Under Martin, the New York Yankees 1976 roster started playing a brand of "small ball" that felt weirdly out of place in the Bronx but worked perfectly. They stole bases. They moved runners over. They were aggressive. Mickey Rivers was a blur on the paths. Roy White was the steady veteran presence every championship team needs but nobody talks about enough.

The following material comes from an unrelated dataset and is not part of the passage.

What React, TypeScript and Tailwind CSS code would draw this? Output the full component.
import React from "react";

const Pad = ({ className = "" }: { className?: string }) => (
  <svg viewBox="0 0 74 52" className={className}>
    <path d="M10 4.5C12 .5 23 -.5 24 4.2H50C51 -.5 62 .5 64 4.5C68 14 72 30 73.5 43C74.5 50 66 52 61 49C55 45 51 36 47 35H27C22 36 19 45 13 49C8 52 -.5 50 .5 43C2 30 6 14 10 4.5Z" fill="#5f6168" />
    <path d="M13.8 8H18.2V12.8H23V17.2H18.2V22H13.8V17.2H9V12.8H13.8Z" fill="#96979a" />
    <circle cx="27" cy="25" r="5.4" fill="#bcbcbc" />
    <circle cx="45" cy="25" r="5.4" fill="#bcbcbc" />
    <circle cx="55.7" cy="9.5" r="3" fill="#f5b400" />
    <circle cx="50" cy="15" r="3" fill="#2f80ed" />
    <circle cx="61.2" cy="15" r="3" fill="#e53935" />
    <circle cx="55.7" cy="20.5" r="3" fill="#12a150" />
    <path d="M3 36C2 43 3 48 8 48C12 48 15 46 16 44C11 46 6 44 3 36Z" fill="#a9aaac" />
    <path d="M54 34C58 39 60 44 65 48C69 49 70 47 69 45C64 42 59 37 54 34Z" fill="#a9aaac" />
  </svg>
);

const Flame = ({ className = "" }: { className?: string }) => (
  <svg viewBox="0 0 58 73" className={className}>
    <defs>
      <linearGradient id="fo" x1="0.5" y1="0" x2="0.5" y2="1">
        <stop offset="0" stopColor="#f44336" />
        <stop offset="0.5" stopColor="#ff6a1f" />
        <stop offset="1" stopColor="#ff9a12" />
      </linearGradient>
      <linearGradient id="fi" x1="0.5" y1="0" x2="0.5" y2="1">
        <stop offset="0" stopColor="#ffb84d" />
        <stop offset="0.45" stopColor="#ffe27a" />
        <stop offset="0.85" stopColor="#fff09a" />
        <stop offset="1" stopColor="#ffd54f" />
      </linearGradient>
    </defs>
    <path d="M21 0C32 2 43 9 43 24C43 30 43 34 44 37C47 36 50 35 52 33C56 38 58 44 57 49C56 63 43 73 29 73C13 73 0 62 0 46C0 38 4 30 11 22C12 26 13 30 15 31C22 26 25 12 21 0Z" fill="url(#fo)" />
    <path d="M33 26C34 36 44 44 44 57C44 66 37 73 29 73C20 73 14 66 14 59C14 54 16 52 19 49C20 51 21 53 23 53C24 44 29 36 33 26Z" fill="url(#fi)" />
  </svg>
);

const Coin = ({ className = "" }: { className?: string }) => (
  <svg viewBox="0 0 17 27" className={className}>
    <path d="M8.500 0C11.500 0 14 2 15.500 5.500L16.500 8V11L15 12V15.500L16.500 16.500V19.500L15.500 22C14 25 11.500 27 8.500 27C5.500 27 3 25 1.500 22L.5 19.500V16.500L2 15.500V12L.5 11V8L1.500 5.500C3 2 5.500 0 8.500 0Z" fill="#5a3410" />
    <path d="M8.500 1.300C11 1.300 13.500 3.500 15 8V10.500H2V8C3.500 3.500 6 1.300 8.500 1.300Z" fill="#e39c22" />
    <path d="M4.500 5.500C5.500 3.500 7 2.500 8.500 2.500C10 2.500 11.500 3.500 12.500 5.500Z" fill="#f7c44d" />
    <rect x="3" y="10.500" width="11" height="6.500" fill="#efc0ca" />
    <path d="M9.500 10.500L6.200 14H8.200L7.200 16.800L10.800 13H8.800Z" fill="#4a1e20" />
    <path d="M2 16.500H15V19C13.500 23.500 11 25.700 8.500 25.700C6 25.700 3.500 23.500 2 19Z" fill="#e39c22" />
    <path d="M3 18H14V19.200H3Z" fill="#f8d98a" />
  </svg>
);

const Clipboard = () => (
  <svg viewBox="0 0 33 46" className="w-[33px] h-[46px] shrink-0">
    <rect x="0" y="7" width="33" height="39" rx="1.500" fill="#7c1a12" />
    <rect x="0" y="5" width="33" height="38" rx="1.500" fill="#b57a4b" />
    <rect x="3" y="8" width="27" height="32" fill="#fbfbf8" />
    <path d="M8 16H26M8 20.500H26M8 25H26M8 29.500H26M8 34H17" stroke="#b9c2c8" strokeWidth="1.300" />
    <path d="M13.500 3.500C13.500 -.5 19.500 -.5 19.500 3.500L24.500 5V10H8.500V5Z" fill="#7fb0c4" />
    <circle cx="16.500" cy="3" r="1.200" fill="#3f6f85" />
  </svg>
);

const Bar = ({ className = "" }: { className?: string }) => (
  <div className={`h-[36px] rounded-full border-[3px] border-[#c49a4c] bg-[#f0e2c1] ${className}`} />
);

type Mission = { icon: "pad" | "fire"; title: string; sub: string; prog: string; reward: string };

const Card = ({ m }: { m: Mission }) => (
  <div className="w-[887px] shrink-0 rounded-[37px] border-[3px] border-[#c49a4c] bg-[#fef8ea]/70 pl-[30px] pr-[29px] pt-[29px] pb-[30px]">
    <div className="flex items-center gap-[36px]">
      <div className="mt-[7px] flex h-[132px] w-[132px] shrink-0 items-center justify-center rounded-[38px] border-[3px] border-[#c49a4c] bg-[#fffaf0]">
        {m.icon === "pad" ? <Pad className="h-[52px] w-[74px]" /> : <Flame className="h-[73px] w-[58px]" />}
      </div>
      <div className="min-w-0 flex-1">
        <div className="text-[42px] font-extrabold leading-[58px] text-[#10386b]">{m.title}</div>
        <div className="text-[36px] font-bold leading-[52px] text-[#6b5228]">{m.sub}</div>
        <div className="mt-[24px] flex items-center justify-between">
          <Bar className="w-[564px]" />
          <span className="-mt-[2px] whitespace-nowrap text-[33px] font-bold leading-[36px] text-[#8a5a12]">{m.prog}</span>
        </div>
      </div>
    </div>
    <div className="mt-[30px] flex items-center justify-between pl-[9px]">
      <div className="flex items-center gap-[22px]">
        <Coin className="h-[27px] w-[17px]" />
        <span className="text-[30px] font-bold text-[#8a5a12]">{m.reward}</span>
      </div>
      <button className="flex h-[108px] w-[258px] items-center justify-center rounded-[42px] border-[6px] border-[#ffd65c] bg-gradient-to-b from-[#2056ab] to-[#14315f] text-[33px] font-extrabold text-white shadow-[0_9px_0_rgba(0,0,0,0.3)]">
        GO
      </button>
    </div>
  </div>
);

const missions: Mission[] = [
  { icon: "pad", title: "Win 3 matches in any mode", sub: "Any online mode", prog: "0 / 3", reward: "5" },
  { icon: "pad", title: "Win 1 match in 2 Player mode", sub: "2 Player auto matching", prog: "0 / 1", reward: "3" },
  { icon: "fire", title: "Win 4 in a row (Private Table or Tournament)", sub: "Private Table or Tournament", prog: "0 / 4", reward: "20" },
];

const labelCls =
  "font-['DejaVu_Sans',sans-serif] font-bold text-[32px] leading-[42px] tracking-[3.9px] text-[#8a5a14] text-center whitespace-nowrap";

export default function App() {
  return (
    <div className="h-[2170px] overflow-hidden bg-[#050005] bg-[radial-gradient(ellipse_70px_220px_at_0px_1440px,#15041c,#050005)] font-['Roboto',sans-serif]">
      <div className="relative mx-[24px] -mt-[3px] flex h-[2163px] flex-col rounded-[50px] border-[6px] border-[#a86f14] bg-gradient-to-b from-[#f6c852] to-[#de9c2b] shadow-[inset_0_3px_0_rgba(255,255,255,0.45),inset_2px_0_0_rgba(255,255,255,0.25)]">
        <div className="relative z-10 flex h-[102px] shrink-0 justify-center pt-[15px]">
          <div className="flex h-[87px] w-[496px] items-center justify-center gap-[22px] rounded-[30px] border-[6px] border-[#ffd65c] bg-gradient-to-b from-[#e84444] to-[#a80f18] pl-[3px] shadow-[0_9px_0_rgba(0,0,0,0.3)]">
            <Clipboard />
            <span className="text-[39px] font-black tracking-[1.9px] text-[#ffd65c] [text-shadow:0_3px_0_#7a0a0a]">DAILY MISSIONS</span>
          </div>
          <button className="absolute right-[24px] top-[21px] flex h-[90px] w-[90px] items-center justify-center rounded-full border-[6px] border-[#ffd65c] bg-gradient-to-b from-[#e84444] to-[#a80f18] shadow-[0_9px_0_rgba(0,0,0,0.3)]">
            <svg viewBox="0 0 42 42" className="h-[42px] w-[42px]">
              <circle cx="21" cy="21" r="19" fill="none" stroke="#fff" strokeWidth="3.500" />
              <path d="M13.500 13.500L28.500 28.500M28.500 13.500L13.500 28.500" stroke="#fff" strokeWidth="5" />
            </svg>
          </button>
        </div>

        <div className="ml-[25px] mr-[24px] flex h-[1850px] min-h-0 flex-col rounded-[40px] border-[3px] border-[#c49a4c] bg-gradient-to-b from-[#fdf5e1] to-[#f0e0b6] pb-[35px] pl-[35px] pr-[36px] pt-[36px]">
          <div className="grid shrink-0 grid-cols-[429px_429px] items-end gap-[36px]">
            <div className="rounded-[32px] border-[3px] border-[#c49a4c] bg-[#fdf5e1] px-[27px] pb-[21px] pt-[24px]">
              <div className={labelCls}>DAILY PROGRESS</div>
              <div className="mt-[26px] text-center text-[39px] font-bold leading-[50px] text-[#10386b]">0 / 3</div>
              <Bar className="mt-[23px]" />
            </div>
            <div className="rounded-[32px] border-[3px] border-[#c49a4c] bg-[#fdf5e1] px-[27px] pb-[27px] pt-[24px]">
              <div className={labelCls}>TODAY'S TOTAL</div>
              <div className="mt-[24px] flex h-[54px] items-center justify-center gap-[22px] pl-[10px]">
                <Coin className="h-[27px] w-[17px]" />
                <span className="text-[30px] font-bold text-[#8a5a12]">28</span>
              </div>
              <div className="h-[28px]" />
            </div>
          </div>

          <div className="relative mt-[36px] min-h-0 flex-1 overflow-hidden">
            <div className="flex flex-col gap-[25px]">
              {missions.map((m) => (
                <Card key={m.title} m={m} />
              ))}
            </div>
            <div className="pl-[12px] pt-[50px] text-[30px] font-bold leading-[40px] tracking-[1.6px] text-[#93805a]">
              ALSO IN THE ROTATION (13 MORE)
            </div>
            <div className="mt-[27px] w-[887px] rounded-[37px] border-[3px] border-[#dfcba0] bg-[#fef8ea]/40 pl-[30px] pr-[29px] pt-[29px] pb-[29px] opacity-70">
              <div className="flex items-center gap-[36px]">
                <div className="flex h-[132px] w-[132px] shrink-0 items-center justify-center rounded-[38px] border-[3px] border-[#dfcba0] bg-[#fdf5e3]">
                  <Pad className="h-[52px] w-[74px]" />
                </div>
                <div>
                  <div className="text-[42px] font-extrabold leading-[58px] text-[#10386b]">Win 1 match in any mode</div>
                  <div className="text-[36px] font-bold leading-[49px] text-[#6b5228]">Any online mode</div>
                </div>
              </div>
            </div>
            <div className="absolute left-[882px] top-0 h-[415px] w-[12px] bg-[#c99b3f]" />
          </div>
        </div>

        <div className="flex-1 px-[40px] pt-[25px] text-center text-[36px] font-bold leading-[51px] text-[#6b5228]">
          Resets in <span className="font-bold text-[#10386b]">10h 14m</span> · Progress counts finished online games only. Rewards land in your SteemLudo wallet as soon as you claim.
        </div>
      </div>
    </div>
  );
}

But let’s talk about the real engine: Thurman Munson.
The Captain and the Core
1976 was the year Munson became the first Yankee captain since Lou Gehrig. That’s a heavy mantle. Munson wasn't a "PR" guy. He was grumpy, he was sweaty, and he was the absolute heart of that clubhouse. He hit .302 that year and drove in 105 runs. He won the AL MVP. If you want to understand why the Yankees finally broke through, look at the way Munson handled a pitching staff that wasn't exactly a collection of Hall of Famers in their prime.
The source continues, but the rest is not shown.